When facing a superpower and a capricious US president, major countries want to avoid danger by making small adjustments and maintaining stable relations with their second and third largest partner. I agree that current China-US relations are at a strategic crossroads. On the one hand, I hope that China adheres to reform and opening-up and the US will meet China halfway. On the other hand, there is the possibility of a new Cold War between China and the US, and it's not the responsibility of a single person or a single country, but a very complex issue.
In China, there are voices telling people to be prepared for a new Cold War. I have a bad feeling that when facing such a prospect, China may reorganize its resource allocation, strategic focus and agenda. It's a way of forming relations. If the two countries regard each other as imaginary enemies and rivals, the process of such formation will eventually destroy their relations. In the long run, I'm not as optimistic as Professor Nye.

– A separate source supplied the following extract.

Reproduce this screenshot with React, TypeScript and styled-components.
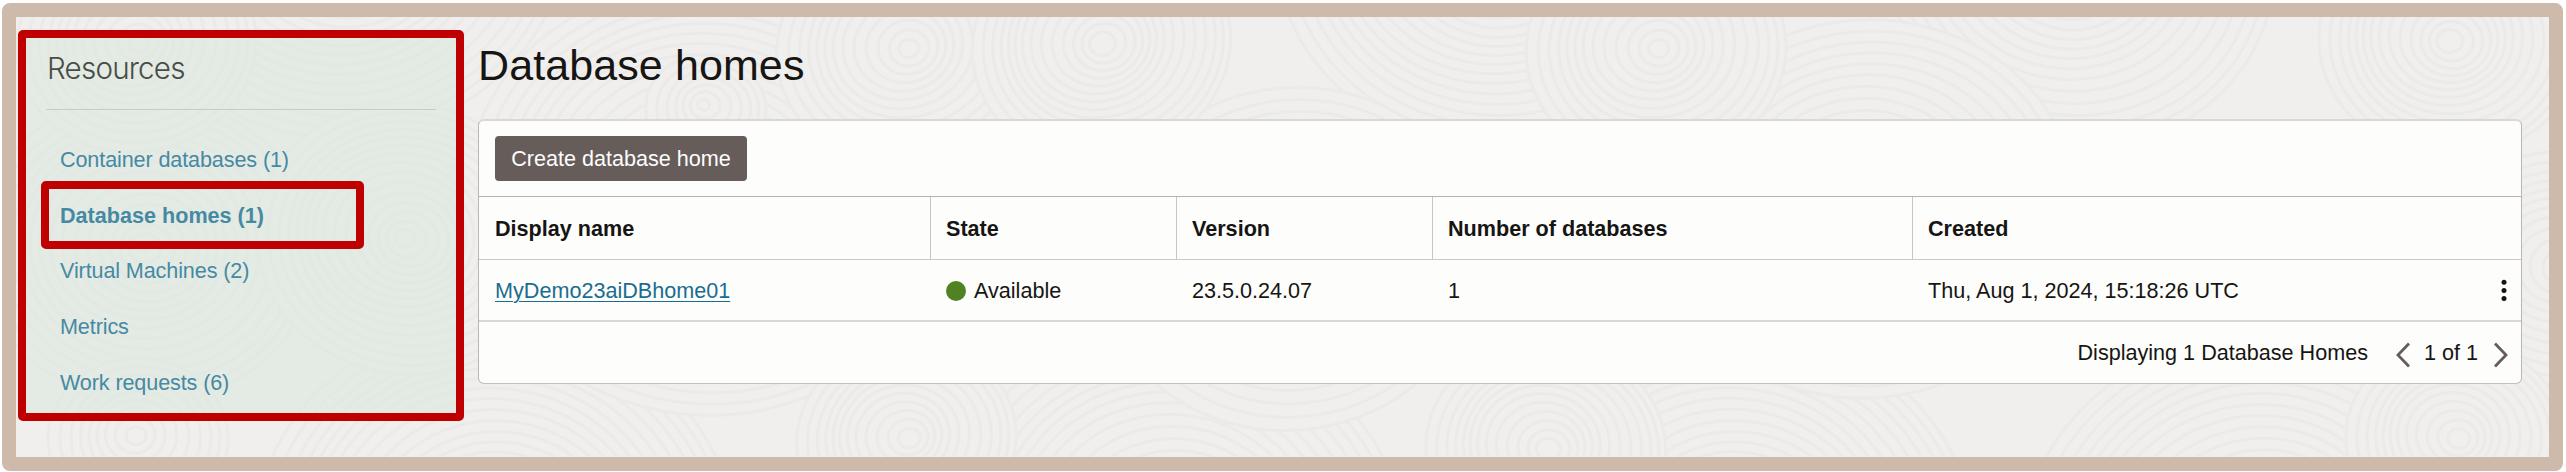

David Miliband, President and CEO of the International Rescue Committee
There's a lot of talk of the so-called Thucydides Trap. Professor Nye made a point that is very important, and it's called Kindleberger Trap, named after Charles Kindleberger, a political economist. The central question facing China as well as the US is what role they will play in the multi-polar world to promote the delivery of global public goods. For different reasons, both countries are focusing on their own domestic challenges. The difficulty is that in a connected world you can't solve your domestic problems unless you're willing to think about the global commons. My great fear is that both countries think too narrowly and focus on the short term. Above all, in a way that doesn't recognize the political, economic and social interconnections that exist around the world. That is a real danger in the American political system. When everyone is talking about US-China tensions, the rest of us cannot be mute observers.